Si potrebbe pensare che l’intervento della Commissaria Europea alla Giustizia, Viviane Reding, sia stato fuori luogo. L’Europa, qualcuno avrà certamente detto e scritto, non può impicciarsi negli affari interni di una nazione. Sbagliato: l’Unione Europea esiste proprio per assolvere a questa funzione; è di fatto un limite allo Stato Nazione, che non ammette disomogeneità al proprio interno. La Francia, come l’Italia, ha sottoscritto i trattati che istituiscono l’Unione Europea: ne ha quindi riconosciuto la fattispecie di organismo sovranazionale. In quanto tale, le sue istituzioni cercano di applicare e di far rispettare principi e norme contenuti nei trattati istitutivi. L’Europa riconosce e tutela le minoranze etniche linguistiche. Uniti nella diversità, questo il tanto discusso motto della UE. E ancora prima della Reding, dell’Unione Europea, le istituzioni europee sovranazionali, create dopo i genocidi della Seconda Guerra Mondiale,  si preoccuparono del caso dei popoli senza territorio:
[Il] Parlamento europeo nel 1994 nella “Risoluzione sulla situazione degli zingari nella comunità” (A3-0124/94), [...] riconosce “che il popolo Rom è una delle minoranze più importanti dell’Unione Europea”, per cui vanno tutelate “la lingua e gli altri aspetti della cultura zingara come parte integrante del patrimonio culturale europeo”; e quindi si “raccomanda ai governi degli Stati membri di completare la Convenzione europea dei diritti umani con protocollo aggiuntivo sulle minoranze, nel quale la definizione di minoranza possa comprendere gli zingari in forma esplicita, attraverso un riferimento alle minoranze che non abbiano un territorio proprio” (Ministero degli Interni, cit.).

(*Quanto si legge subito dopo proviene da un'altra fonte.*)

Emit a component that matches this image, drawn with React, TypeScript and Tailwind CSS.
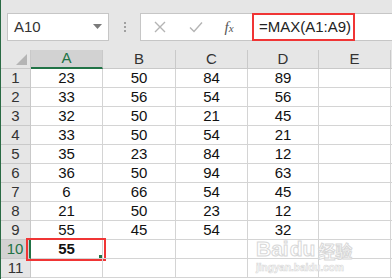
import React from "react";

const cols = ["A", "B", "C", "D", "E"];
const data = [
  [23, 50, 84, 89],
  [33, 56, 54, 56],
  [32, 50, 21, 45],
  [33, 50, 54, 21],
  [35, 23, 84, 12],
  [36, 50, 94, 63],
  [6, 66, 54, 45],
  [21, 50, 23, 12],
  [55, 45, 54, 32],
];

const App = () => {
  return (
    <div
      className="w-[392px] h-[279px] overflow-hidden bg-white border-l border-[#2a6a44] relative"
      style={{ fontFamily: '"Liberation Sans", Arial, sans-serif' }}
    >
      {/* ======= FORMULA BAR ======= */}
      <div className="h-[50px] bg-[#e6e6e6] flex items-start pt-[13px] pl-[6px]">
        {/* Name box */}
        <div className="w-[102px] h-[28px] bg-white border border-[#c6c6c6] flex items-center justify-between pl-[6px] pr-[6px]">
          <span className="text-[15px] text-[#333]">A10</span>
          <svg width="9" height="6" viewBox="0 0 9 6">
            <path d="M0 0 L9 0 L4.5 5 Z" fill="#7a7a7a" />
          </svg>
        </div>

        {/* dots */}
        <div className="w-[31px] h-[28px] flex flex-col items-center justify-center gap-[2px]">
          <div className="w-[2px] h-[2px] bg-[#a0a0a0]"></div>
          <div className="w-[2px] h-[2px] bg-[#a0a0a0]"></div>
          <div className="w-[2px] h-[2px] bg-[#a0a0a0]"></div>
        </div>

        {/* Buttons + formula */}
        <div className="flex-1 h-[28px] bg-white border border-r-0 border-[#c6c6c6] flex items-center">
          <div className="w-[37px] flex justify-center">
            <svg width="12" height="12" viewBox="0 0 12 12">
              <path d="M1 1 L11 11 M11 1 L1 11" stroke="#b4b4b4" strokeWidth="1.4" />
            </svg>
          </div>
          <div className="w-[36px] flex justify-center">
            <svg width="14" height="12" viewBox="0 0 14 12">
              <path d="M1 6.5 L5 10.5 L13 1.5" stroke="#b4b4b4" strokeWidth="1.4" fill="none" />
            </svg>
          </div>
          <div
            className="w-[30px] text-center text-[15px] italic text-[#555]"
            style={{ fontFamily: '"Liberation Serif", serif' }}
          >
            f<span className="text-[11px]">x</span>
          </div>
          <div className="w-[8px]"></div>
          <div className="h-[28px] w-[103px] border-2 border-[#f03535] flex items-center pl-[5px] -my-px">
            <span className="text-[15px] text-[#222]">=MAX(A1:A9)</span>
          </div>
        </div>
      </div>

      {/* ======= GRID ======= */}
      <div className="grid grid-cols-[30px_72px_73px_72px_71px_72px_2px] grid-rows-[19px] auto-rows-[19px] text-[15px] text-[#111]">
        {/* Header row */}
        <div className="bg-[#e6e6e6] border-r border-b border-[#c9c9c9] flex items-end justify-end pr-[3px] pb-[3px]">
          <svg width="11" height="11" viewBox="0 0 11 11">
            <path d="M11 0 L11 11 L0 11 Z" fill="#b5b5b5" />
          </svg>
        </div>
        {cols.map((c) => (
          <div
            key={c}
            className={
              c === "A"
                ? "bg-[#d2d2d2] border-r border-b-2 border-r-[#c9c9c9] border-b-[#217346] flex items-center justify-center text-[#217346]"
                : "bg-[#e6e6e6] border-r border-b border-[#c9c9c9] flex items-center justify-center text-[#333]"
            }
          >
            {c}
          </div>
        ))}
        <div className="bg-[#e6e6e6] border-b border-[#c9c9c9]"></div>

        {/* Data rows */}
        {Array.from({ length: 11 }).map((_, r) => {
          const row = data[r];
          return (
            <React.Fragment key={r}>
              <div
                className={
                  r === 9
                    ? "bg-[#d2d2d2] border-r-2 border-b border-r-[#217346] border-b-[#c9c9c9] flex items-center justify-center text-[#217346]"
                    : "bg-[#e6e6e6] border-r border-b border-[#c9c9c9] flex items-center justify-center text-[#333]"
                }
              >
                {r + 1}
              </div>
              {cols.map((c, ci) => (
                <div
                  key={c}
                  className="border-r border-b border-[#d4d4d4] flex items-center justify-center relative"
                >
                  {row && ci < 4 ? row[ci] : null}
                  {r === 9 && ci === 0 ? (
                    <>
                      <span className="font-bold">55</span>
                      <div className="absolute -left-[5px] -top-[2px] w-[80px] h-[23px] border-2 border-[#f03535]"></div>
                      <div className="absolute right-0 bottom-0 w-[3px] h-[3px] bg-[#217346]"></div>
                    </>
                  ) : null}
                </div>
              ))}
              <div className="border-b border-[#d4d4d4]"></div>
            </React.Fragment>
          );
        })}
      </div>

      {/* ======= WATERMARK ======= */}
      <div className="absolute left-[255px] top-[238px] flex flex-col items-start pointer-events-none">
        <div className="flex items-end text-[21px] font-bold leading-none text-white [-webkit-text-stroke:1px_#d8d8d8]">
          <span>Bai</span>
          <span className="ml-[1px]">du</span>
          <span className="text-[17px] ml-[3px]" style={{ fontFamily: '"Noto Sans CJK SC", sans-serif' }}>
            经验
          </span>
        </div>
        <div className="text-[10px] leading-none font-bold text-white [-webkit-text-stroke:0.6px_#d8d8d8] mt-[4px]">
          jingyan.baidu.com
        </div>
      </div>
    </div>
  );
};

export default App;
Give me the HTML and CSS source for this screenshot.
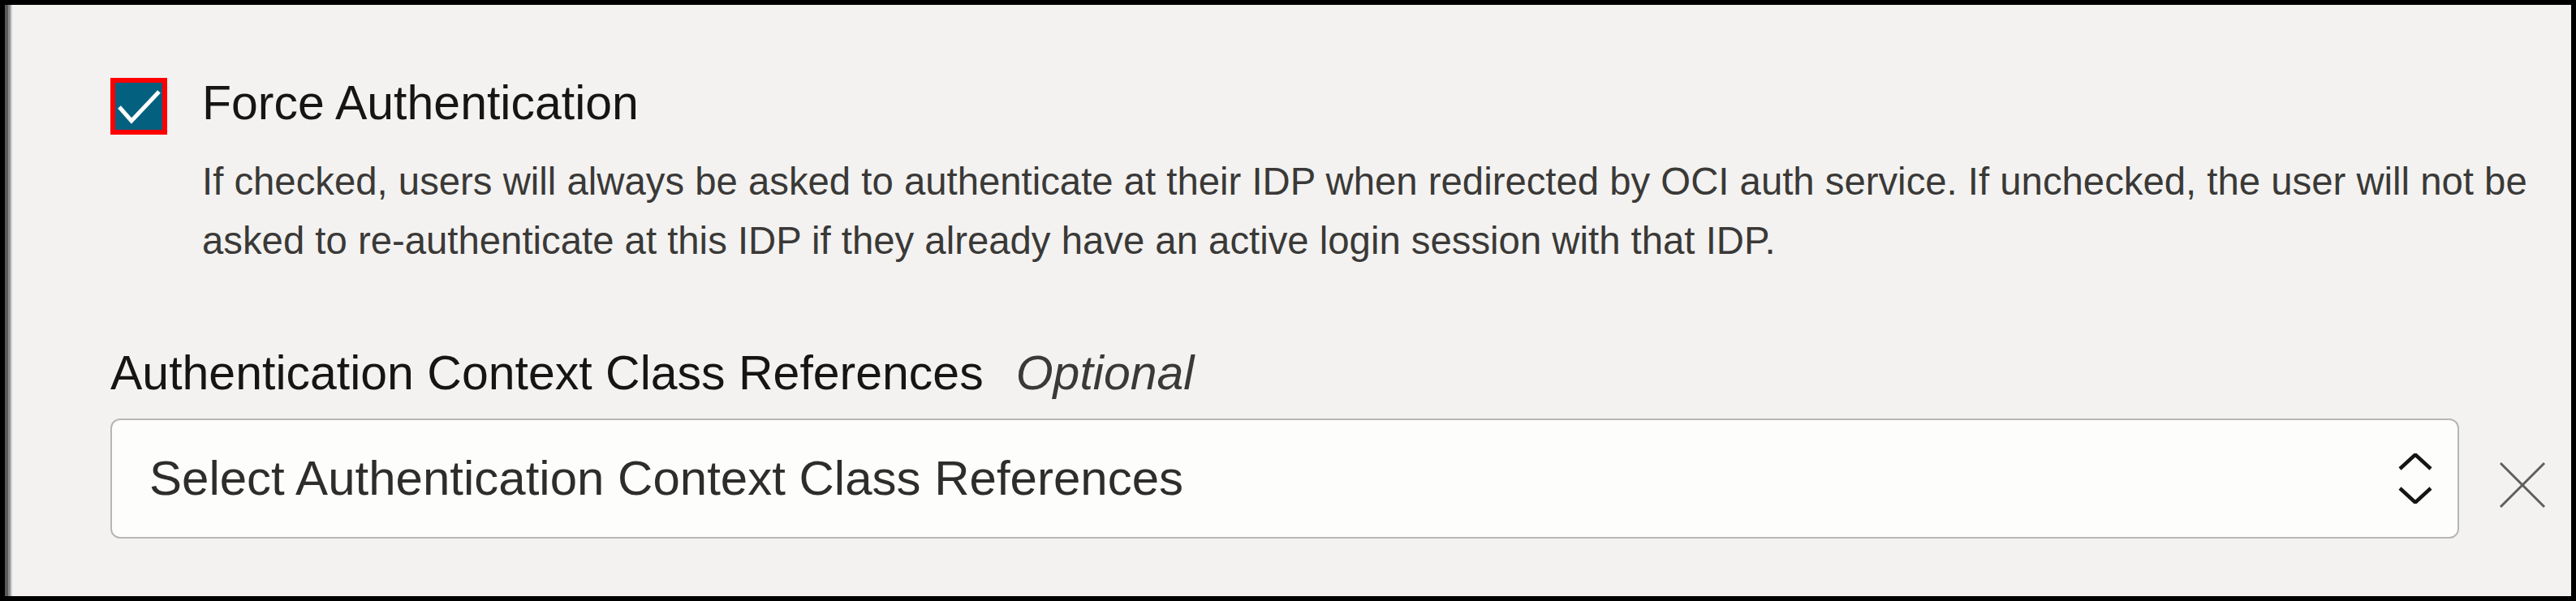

Il popolo Rom ha una sua cultura, una lingua, una tradizione. E’ un popolo che nella sua diaspora secolare ha perso la propria religione, adattandosi via via a quella cristiano-orotodossa o a quella cristiano-cattolica, ma ha mantenuto un senso di religiosità. Invece lo raccontiamo come un gruppo di abusivi da sgomberare poiché minaccia la nostra sicurezza. Il problema Rom è in primis un problema di narrazione.